Thinking about memorable romantic experiences triggered a trip down memory lane for me, dating way back to when I was in my early twenties. An unexpected love lesson that came in the form of a fleeting relationship with a guy I met in the workplace. He was ridiculously attractive and caught my attention immediately. Unfortunately, he was also selfish, arrogant and massively egotistical. I should have known it was doomed from the first date. His flashy car with personalised number plates, reading something that should have been an immediate red alert, not enough of a deterrent. I was young though, and at 23 I was also impressionable.
Speeding off into the night after picking me up from a work function I was slightly passed tipsy. Ok, I was significantly past tipsy! We ended up at a cocktail bar. Shallow flirting, insignificant chit chat and three more cocktails later it would appear I would have been travelling home via pumpkin if I didn't call it quits on my hot date. He offers me a ride, I accept. But first, bathroom break. Long story short I accidentally walked into the men's toilet. After awkwardly drunk talking to myself out loud while doing my business (as you do). I fling open the door, and my hot date was peeing in the urinal next door! I then proceed to loudly announce myself by screeching ‘Oh my, what the’ emphasising my state of confusion, only to be met with a more confused/surprised face (he’s not drunk though) while doing up his fly.

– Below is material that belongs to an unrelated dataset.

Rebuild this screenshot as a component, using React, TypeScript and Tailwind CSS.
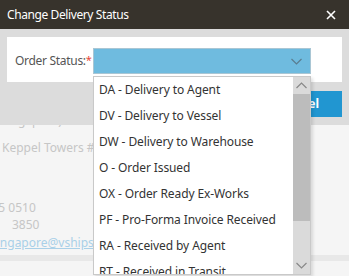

The embarrassment monster swallowed me whole. I had wanted this guy for months, and we were finally spending time, and I somehow end up in the only men's cubical peeing alongside my dreamboat! Naturally, my next move involves bolting for the women’s toilet to wash my hands. My date walks me to the car in silence mostly, drives me home and offers me some words of encouragement along the lines of not worrying about it as most drunk people do that sort of thing all the time. I felt ill for a solid week I reckon. Beyond surprising to me, he wanted to see me again.
Ok, so we went on to have some interesting physical encounters, and his four poster bed proved not a large enough stage for the Cirque du Soleil acts he had in mind. I must admit that in my lustful stupor I was pretty much up for it. The problem here was he didn’t care for polite conventions, and between his five finger slaps and his demanding and entitled attitude towards self-gratification, I was left feeling unimportant and used. He was in no way gentle with my feelings or my person. In the end, he seemed to think that a relationship of convenience, mostly for him, was all that was important.
Although this love lesson was over ten years ago, I remember it accurately and not for the most obvious reasons. It was my first profound lesson in self-love. This lesson presented the opportunity to become clear about how I wanted to feel when experiencing relationships or encounters surrounding sexy love.
So even though the trapeze style performances were impressive, I wasn't going to be running away with the circus anytime soon. Feeling as desperately crappy as I did because he straight up didn’t give a shit about me, was not fun in any way. The problem here was that I had placed all of my self-worth in his hands, someone who purely saw me as another notch on their belt. He was only interested in one thing, and once the excitement and thrill of the chase were over, I was no longer important to him. I can see in hindsight that I persisted in the hope that he would wake up and realise how awesome I was and would start to treat me better. It never happened.
So, yes I got the handsome guy that I was lusting after for so long, and we had some good times but it came at a price, and the price was a massive debt in my self-love bank account.
I was young and inexperienced, a rookie at seeing the 'signs' and at loving myself.
These days, self-love is one of my highest priorities if not the HIGHEST priority, without it we have no hope in hell of entertaining any other kind of love. Love starts at home; the passion needs to be offered up on a silver plate within first. I now know I need to be in a committed relationship with myself and giving myself enormous amounts of self-love to be available for all other relationships in my life, including ones of sexy love.
Being single and almost (but not quite) ready to mingle is an unusual position I find myself in. I have not done single life in over 15 years. I am taking time out to focus on my self-love and laying down some rock solid foundations to ensure that for at least the next little while I am the only recipient of Miss Wild Heart’s sexy love.
I love myself wildly and passionately first!